[start of INPUT DATA]
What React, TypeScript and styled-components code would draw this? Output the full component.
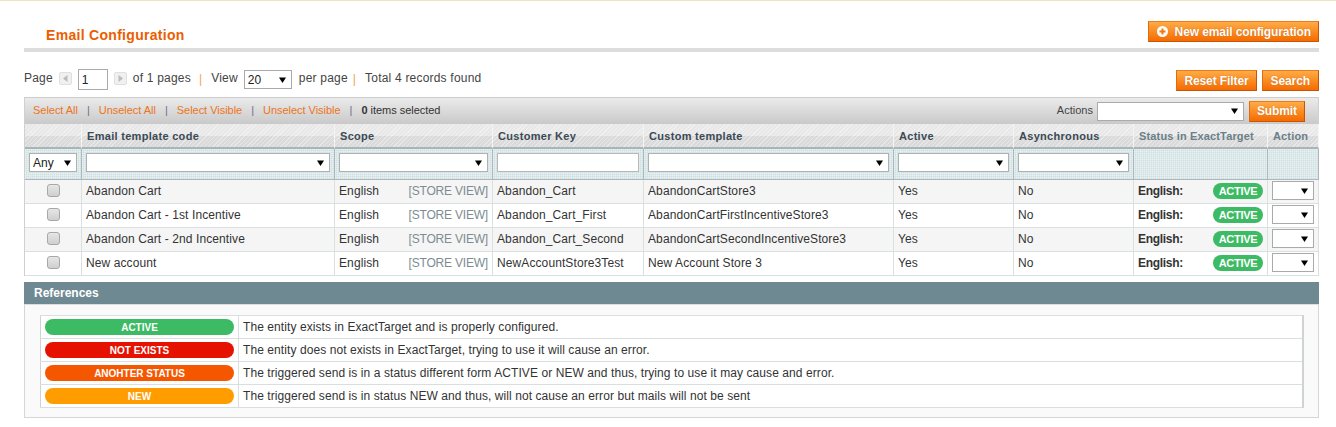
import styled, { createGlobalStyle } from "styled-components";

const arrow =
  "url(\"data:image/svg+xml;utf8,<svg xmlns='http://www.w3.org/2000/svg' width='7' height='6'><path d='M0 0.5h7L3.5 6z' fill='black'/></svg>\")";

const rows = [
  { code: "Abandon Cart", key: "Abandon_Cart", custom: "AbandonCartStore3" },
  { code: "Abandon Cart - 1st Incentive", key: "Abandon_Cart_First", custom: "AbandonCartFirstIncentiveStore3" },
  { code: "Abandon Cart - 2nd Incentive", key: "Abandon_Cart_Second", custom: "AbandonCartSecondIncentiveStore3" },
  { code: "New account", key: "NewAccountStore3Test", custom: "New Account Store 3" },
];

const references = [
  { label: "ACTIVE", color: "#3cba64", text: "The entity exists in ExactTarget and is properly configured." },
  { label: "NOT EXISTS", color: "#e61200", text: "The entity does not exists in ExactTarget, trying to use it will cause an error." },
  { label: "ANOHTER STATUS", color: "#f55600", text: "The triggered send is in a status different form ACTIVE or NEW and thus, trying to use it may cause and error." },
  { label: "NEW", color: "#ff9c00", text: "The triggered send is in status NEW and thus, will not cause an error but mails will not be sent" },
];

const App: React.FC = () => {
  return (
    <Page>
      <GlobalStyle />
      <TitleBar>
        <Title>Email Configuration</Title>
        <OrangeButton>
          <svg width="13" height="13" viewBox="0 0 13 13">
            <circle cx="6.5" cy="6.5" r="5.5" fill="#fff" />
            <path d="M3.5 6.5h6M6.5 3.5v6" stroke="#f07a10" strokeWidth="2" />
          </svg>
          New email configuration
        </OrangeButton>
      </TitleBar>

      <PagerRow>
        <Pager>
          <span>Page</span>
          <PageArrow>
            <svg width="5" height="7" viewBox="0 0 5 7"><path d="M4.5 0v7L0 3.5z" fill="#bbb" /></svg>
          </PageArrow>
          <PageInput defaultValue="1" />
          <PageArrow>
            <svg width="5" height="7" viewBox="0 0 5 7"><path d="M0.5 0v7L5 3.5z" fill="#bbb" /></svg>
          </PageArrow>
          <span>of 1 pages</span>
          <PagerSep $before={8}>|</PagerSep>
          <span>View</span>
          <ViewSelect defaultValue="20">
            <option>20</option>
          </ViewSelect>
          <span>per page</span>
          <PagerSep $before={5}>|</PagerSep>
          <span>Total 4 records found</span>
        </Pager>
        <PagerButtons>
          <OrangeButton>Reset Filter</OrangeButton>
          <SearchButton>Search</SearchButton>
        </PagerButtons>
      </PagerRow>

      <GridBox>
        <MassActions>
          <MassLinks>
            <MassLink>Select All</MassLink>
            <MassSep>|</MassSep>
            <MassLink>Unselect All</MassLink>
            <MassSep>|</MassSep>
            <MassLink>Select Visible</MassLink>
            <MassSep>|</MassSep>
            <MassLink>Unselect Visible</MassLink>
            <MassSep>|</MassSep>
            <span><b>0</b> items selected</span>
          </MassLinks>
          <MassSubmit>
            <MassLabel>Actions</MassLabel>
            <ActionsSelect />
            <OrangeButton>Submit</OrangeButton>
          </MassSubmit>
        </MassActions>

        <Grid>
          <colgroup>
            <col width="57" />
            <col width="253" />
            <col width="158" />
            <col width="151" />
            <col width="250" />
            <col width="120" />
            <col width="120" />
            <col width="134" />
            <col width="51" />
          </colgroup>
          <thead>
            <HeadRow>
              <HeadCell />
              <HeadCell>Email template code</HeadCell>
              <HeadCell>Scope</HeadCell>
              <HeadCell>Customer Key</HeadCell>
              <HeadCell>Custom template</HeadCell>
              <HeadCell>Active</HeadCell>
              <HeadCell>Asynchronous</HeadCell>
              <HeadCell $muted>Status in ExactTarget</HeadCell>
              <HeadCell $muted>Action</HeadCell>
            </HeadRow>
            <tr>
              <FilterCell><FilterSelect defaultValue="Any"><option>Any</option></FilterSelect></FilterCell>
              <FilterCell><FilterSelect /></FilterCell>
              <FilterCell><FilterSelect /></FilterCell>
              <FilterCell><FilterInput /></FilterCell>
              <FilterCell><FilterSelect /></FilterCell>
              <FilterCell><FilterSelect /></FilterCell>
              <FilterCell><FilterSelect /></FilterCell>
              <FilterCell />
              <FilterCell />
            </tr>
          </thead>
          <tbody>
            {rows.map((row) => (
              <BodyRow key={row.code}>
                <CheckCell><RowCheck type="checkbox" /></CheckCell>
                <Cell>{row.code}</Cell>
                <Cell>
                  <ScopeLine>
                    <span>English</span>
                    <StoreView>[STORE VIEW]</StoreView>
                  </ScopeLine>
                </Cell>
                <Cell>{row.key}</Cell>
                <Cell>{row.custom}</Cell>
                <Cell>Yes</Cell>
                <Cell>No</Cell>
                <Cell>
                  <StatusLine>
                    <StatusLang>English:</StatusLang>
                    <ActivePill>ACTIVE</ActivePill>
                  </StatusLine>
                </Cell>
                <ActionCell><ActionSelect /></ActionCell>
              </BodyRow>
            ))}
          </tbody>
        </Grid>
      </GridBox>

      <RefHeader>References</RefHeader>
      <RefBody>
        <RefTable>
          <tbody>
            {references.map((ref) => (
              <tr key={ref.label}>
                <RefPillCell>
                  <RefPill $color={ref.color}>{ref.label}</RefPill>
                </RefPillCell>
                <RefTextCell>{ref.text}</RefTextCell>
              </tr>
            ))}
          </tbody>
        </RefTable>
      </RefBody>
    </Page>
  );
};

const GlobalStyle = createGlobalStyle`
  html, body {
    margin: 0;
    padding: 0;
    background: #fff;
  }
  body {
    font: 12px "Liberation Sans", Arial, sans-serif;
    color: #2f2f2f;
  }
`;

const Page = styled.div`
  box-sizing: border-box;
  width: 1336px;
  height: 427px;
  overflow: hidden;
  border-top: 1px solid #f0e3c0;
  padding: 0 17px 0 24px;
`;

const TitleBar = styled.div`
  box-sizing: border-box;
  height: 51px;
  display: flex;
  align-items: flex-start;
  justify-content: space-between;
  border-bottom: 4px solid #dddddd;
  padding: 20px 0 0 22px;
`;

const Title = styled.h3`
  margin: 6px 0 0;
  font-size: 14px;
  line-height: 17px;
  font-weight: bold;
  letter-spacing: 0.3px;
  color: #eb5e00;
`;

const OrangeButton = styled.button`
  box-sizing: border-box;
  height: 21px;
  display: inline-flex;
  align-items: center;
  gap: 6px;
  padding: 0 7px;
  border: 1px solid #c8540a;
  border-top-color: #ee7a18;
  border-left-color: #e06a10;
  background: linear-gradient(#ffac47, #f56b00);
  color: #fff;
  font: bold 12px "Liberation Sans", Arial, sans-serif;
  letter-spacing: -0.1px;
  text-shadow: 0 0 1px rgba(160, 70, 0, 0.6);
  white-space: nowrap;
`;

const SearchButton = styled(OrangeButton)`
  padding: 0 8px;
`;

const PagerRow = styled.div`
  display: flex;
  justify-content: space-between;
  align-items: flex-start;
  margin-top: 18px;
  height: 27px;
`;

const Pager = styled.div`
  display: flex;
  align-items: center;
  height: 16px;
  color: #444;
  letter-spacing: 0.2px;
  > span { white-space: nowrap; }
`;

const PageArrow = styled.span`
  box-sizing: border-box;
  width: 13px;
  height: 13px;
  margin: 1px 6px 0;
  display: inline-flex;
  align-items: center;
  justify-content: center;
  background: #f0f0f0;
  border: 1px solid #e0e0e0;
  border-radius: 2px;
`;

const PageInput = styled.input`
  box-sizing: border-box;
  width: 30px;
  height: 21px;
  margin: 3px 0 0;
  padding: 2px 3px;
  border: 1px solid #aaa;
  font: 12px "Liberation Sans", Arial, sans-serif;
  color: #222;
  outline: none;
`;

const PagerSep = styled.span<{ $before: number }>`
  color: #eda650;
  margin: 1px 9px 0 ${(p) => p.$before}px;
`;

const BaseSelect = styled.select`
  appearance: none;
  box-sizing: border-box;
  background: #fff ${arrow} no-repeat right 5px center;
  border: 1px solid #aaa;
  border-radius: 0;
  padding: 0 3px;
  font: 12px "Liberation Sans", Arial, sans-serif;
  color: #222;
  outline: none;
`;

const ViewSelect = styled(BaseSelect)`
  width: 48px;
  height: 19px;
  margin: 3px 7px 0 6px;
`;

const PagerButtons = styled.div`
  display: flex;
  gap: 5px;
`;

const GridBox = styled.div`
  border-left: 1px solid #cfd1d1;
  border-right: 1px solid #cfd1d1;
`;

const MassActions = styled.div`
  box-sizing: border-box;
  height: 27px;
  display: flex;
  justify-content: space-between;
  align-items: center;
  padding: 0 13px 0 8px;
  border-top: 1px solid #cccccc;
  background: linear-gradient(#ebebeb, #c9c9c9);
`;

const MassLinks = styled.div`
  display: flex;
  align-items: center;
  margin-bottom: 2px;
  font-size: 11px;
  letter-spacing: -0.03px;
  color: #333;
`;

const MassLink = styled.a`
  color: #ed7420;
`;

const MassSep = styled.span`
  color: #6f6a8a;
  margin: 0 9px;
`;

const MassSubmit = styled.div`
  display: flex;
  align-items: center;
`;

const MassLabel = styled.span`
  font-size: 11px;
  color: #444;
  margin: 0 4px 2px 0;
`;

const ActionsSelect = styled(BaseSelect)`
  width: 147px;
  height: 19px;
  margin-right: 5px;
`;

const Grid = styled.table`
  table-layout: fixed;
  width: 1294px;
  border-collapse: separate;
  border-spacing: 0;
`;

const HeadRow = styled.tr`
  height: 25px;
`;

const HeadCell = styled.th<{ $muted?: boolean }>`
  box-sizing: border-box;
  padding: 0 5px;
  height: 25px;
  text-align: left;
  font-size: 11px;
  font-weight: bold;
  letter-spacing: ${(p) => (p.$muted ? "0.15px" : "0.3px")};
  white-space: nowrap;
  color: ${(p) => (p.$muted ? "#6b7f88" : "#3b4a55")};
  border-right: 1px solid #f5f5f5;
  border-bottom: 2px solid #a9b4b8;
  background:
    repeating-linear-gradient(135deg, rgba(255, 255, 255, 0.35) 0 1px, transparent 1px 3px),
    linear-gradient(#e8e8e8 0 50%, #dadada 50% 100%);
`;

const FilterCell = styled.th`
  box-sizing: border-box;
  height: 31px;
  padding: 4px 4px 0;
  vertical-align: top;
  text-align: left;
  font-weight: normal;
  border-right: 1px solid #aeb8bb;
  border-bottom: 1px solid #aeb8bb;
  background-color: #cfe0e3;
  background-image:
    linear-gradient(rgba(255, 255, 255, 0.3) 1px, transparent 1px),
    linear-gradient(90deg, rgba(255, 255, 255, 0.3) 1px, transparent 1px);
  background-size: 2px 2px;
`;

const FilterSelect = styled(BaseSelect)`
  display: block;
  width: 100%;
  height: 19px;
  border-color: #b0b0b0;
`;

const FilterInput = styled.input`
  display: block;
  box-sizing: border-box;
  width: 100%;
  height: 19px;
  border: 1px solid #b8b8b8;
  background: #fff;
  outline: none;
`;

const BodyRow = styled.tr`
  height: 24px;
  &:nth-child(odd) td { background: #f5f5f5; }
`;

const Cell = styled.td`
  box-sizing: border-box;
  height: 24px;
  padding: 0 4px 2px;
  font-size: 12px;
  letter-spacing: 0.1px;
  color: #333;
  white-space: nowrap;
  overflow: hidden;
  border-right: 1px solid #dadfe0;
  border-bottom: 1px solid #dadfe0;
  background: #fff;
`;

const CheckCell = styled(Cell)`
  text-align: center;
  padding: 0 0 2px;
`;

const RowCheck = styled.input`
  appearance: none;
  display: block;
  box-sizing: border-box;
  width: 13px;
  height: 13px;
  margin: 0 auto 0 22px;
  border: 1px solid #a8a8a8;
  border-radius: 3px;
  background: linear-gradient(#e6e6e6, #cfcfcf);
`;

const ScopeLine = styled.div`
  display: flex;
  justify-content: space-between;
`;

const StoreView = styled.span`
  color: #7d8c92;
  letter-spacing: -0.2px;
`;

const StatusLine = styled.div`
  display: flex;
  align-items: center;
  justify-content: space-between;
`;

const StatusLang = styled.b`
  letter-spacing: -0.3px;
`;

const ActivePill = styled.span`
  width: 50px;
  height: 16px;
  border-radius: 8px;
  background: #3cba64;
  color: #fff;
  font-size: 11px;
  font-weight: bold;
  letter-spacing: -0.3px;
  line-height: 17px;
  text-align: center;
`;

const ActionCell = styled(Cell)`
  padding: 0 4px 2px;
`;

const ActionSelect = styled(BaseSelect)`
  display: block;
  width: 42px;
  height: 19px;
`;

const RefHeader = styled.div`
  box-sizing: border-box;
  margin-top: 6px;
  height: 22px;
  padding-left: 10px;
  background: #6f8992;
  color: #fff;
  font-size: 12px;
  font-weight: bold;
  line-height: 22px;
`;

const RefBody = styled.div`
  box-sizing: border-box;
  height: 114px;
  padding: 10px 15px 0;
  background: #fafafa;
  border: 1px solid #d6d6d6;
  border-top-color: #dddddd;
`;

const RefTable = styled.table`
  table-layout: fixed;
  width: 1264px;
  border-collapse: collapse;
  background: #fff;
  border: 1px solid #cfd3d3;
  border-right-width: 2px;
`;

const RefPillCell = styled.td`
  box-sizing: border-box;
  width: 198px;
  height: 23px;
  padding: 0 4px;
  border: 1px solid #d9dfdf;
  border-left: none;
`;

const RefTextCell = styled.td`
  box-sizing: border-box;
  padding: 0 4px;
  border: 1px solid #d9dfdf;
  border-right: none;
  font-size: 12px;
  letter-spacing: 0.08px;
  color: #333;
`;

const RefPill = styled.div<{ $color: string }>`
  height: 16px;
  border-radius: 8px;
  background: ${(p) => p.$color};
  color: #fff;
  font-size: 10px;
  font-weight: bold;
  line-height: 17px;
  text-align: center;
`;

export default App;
[end of INPUT DATA]
[start of INPUT DATA]
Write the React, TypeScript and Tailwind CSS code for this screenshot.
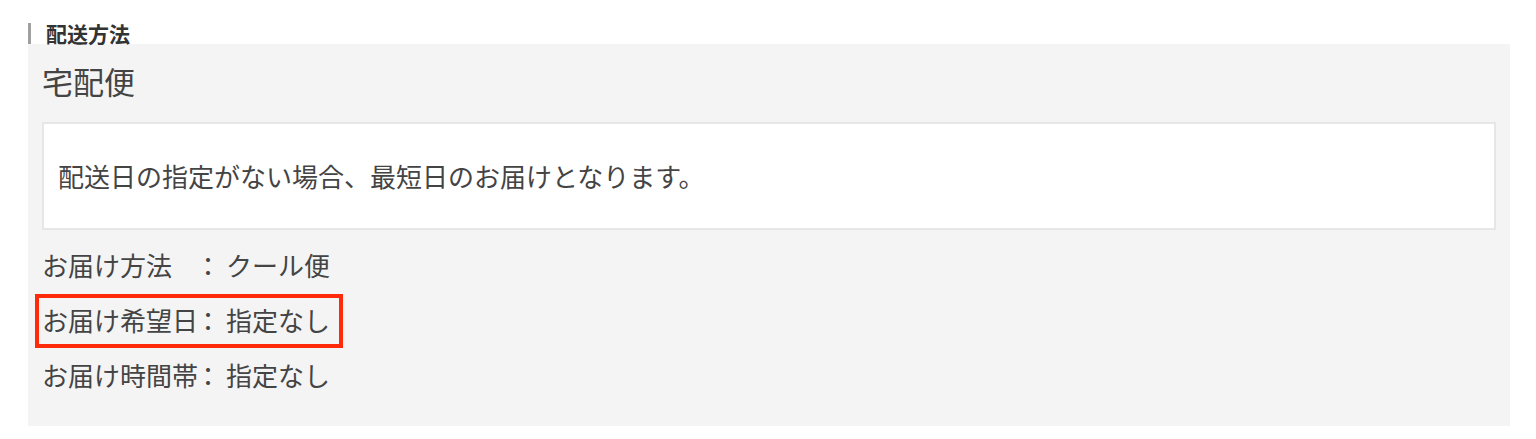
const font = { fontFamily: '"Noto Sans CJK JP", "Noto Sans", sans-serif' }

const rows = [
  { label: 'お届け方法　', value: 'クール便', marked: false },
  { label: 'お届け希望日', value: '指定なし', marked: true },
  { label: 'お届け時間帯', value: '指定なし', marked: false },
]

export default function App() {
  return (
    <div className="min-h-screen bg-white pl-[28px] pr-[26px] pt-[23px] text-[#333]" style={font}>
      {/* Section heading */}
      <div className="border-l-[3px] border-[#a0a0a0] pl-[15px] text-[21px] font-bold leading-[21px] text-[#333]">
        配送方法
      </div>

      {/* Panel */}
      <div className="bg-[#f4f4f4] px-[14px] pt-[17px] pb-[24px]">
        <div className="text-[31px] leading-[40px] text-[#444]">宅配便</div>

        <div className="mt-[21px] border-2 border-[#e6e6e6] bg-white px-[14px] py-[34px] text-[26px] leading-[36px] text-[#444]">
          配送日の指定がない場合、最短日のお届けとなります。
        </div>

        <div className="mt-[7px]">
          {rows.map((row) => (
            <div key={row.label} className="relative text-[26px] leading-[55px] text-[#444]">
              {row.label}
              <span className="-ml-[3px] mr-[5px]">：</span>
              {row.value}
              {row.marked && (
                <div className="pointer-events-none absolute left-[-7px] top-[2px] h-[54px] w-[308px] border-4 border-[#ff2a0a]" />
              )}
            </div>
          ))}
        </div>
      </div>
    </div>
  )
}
[end of INPUT DATA]
[start of INPUT DATA]
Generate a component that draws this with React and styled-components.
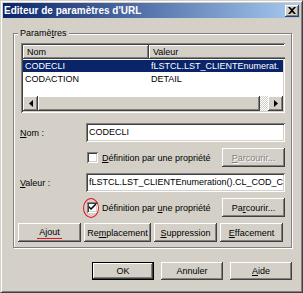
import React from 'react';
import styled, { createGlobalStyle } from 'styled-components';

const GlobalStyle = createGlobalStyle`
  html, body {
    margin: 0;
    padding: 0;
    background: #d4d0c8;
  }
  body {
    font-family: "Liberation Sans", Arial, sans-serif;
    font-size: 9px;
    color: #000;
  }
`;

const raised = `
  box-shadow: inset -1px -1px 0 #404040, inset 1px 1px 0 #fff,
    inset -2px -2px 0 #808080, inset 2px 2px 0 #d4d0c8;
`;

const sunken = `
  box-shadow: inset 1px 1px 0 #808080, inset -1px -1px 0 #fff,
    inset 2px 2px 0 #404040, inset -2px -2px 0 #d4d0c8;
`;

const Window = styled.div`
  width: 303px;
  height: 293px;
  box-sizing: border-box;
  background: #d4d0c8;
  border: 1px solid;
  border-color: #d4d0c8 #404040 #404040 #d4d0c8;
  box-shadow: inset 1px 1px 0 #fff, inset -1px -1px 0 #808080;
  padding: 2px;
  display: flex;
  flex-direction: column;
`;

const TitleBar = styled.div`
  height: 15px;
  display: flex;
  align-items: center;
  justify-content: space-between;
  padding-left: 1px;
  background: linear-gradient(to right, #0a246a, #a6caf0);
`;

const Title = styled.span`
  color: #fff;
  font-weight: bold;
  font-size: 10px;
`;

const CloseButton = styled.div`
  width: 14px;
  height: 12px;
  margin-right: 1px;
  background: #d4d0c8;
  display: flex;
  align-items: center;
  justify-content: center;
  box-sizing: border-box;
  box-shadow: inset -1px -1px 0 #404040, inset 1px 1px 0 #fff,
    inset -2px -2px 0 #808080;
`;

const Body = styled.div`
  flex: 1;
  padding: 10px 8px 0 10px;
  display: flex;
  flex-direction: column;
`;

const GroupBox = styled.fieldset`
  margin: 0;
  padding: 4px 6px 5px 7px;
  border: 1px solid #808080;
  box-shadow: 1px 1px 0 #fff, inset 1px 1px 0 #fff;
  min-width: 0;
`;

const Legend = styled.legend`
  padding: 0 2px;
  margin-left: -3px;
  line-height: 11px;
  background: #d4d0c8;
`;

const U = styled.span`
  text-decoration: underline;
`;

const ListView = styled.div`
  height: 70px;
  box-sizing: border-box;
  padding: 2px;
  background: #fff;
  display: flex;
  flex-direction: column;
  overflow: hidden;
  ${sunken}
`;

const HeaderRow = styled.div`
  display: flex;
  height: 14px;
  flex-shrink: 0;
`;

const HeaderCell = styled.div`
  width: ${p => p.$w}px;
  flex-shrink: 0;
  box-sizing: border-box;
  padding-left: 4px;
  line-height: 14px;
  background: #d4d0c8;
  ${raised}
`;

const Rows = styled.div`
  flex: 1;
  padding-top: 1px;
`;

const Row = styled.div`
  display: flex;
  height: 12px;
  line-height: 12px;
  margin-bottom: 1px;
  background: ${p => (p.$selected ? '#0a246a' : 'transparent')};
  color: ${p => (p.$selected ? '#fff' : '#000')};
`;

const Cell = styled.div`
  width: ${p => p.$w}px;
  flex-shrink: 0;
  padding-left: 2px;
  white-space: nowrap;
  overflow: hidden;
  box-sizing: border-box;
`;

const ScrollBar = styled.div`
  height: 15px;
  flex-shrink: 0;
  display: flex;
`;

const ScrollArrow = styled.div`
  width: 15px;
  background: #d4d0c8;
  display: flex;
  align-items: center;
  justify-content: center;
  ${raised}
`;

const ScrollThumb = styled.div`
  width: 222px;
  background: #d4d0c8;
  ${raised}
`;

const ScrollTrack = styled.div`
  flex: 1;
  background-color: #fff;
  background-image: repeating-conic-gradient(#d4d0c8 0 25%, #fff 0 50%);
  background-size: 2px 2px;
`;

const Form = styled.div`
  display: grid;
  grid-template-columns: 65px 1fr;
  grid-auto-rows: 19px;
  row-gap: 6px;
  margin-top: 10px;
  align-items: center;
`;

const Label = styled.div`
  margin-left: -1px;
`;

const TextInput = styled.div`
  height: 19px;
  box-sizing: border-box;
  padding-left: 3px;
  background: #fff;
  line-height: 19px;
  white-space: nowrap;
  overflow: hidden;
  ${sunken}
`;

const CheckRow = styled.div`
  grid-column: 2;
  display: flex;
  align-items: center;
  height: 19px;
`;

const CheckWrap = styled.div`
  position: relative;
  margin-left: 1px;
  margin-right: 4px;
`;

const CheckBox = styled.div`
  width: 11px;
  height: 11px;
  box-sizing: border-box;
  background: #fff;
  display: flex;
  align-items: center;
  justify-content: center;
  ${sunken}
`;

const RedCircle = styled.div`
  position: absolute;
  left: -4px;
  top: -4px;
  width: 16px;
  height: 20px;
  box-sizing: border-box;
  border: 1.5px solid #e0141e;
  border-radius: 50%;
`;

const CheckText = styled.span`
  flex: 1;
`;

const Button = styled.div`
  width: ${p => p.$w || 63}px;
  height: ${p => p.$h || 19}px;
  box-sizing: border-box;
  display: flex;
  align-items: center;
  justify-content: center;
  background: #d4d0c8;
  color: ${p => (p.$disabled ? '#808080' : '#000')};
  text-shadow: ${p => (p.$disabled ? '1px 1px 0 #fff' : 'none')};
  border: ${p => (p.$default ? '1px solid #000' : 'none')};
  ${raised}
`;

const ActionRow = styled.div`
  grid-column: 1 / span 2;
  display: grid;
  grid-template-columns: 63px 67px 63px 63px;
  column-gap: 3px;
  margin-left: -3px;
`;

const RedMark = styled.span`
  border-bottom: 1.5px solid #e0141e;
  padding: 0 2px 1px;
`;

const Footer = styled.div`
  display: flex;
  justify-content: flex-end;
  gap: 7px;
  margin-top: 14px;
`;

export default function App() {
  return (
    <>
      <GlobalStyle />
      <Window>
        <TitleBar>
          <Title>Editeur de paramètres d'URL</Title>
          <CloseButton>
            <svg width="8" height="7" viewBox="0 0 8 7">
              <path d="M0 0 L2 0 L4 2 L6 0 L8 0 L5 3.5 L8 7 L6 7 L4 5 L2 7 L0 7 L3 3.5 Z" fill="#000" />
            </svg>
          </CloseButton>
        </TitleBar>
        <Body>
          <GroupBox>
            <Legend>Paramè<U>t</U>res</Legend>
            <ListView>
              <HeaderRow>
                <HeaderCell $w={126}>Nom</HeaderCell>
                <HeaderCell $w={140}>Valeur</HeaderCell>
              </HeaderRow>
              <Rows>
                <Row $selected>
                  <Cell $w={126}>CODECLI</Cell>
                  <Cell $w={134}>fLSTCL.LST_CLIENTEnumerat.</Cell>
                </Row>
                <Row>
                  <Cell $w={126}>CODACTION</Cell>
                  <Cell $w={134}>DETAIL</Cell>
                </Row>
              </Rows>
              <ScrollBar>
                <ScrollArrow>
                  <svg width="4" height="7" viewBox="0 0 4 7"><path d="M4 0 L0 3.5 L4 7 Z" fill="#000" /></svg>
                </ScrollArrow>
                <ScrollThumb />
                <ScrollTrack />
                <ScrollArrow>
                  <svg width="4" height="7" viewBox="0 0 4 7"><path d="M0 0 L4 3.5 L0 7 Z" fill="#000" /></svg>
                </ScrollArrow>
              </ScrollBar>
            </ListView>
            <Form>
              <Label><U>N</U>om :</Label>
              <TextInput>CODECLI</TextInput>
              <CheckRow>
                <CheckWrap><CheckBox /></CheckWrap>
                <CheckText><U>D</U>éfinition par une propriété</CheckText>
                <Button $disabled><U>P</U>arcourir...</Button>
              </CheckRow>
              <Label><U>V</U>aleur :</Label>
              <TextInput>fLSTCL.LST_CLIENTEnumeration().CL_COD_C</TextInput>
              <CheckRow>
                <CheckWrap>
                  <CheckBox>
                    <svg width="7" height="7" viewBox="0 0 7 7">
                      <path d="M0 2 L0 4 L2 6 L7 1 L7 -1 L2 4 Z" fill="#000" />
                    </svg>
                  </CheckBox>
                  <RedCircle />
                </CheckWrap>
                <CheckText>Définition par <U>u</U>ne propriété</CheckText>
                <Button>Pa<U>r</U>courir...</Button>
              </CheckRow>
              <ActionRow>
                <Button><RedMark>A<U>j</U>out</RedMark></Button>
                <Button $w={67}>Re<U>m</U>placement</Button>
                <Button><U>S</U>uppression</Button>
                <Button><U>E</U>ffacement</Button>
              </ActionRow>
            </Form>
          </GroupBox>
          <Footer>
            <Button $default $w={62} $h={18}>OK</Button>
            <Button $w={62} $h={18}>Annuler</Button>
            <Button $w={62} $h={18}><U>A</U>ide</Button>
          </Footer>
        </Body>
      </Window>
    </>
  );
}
[end of INPUT DATA]
| INSTRUCTIONS FOR THE TASK |
From the records above, quote word for word only the lines beginning at the line that has "What React, TypeScript" and stopping after the line that has "xmlns='http://www.w3.org/2000/svg' width='7' height='6'><path". Omit the pictures.

| RESULT OF THE EXERCISE |
What React, TypeScript and styled-components code would draw this? Output the full component.
import styled, { createGlobalStyle } from "styled-components";

const arrow =
  "url(\"data:image/svg+xml;utf8,<svg xmlns='http://www.w3.org/2000/svg' width='7' height='6'><path d='M0 0.5h7L3.5 6z' fill='black'/></svg>\")";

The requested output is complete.